La note Ecopackprend en compte la vie de l’emballage depuis la livraison du packaging sur le site de la marque à l’usine de conditionnement jusqu’au produit fini expédié aux centres de distribution. N’est considéré ici que le pack primaire et secondaire, excluant les emballages industriels et commerciaux. Dans sa première version du Green Impact Index, sont mesurés trois indicateurs : le poids de l’emballage / volume du produit, la teneur en matériaux recyclés (PCR) et leur recyclabilité (papier, aluminium, verre, PET, PE et PP). «L’outil a depuis évolué, indique Franck Legendre. Aujourd’hui, nous y avons intégré l’outil TREE de Citeo : l’indicateur de la teneur en matériaux recyclables a été remplacé par la recyclabilité effective du produit». Le volet rechargeabilité/réemploi se voit allouer des points bonus sur la base des quantités produites par les usines Pierre Fabre – à savoir deux recharges pour un pot fabriqué. Là aussi, l’outil est en cours d’optimisation, intégrant désormais les données marché et les ventes réelles de recharges afin de réajuster plus finement ce bonus.
Enfin, sont aussi comptabilisés des indicateurs d’économie circulaire et d’impact environnemental de l’emballage : contribution à l’effet de serre, la consommation en eau, l’énergie, l’acidification de l’air, ou encore l’eutrophisation.
«L’esprit du Green Impact Index est aussi de nous faire progresser et de participer à la transformation de l’entreprise par le biais de nos produits. En un an déjà, nous avons pu améliorer la notation de nombreux produits», indique Séverine Roullet-Furnemont.

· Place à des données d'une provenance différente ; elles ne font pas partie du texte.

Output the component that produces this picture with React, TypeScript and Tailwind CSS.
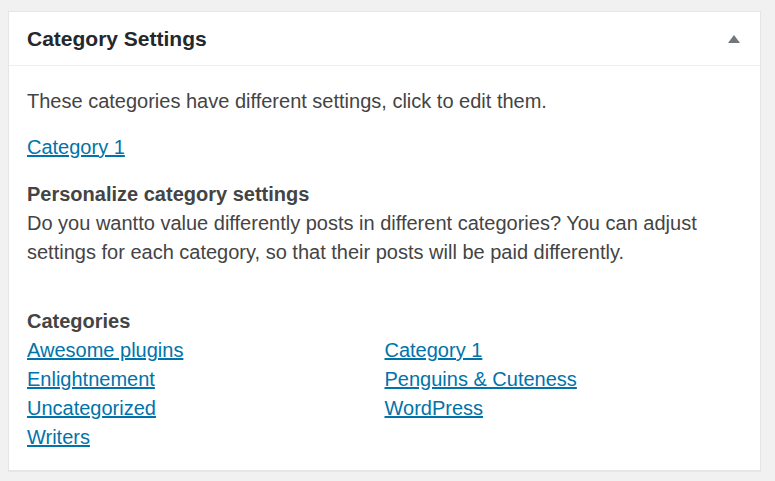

Quel rôle pour le nouveau Consortium ?
Fort de la première version du Green Impact Index, le groupe Pierre Fabre a souhaité ouvrir cette méthodologie et la rendre collective. Depuis septembre 2022, 25 acteurs se sont réunis sous le statut d’un Consortium. Objectif : unir leurs efforts, sous la coordination d’AFNOR Normalisation, afin de rédiger une AFNOR Spec qui va revisiter la méthodologie du Green Impact Index pour l’améliorer et la rendre utilisable par le plus grand nombre. A l’issue des travaux (prévue d’ici la fin du 2ème trimestre 2023), la méthodologie sera à disposition de toute entreprise – de la TPE au grand groupe international. «La rédaction d’une AFNOR Spec est la garantie d’une démarche ouverte dans le but d’atteindre un consensus entre experts. Elle permettra à ce groupe de travail de franchir le premier palier d’une future norme», explique Chloé Fortin, cheffe de projet normalisation chez AFNOR Normalisation. Le document aura ensuite trois ans pour ses preuves et servir de base à l’élaboration d’une norme internationale. Car l’enjeu est de taille. Face à l’autre Consortium EcoBeautyScore lancé en 2022 par 50 gros poids lourds de la cosmétique dont le groupe L’Oréal – imposant un autre système de notation adossé au PEF (Product Environmental Footprint), méthodologie de l’UE basée sur l’ACV des produits – le Green Impact Index se veut le porte-parole des produits naturels. «C’est une autre vision de l’affichage environnemental que l’on porte et défend. Déconnectée des ACV qui ne prend pas en compte d’autres paramètres comme la biodiversité ou la naturalité des produits. Ce n’est pas par hasard si le Consortium compte parmi ses membres, des groupes comme Léa Nature, Groupe Rocher ou Arkopharma. Et contrairement aux autres méthodes proposées, nous œuvrons pour que le Green Impact Index soit ouvert à tous, gratuit, simple à déployer pour toutes les entreprises et facilement compréhensible par le consommateur», conclut Séverine Roullet-Furnemont. Affaire à suivre.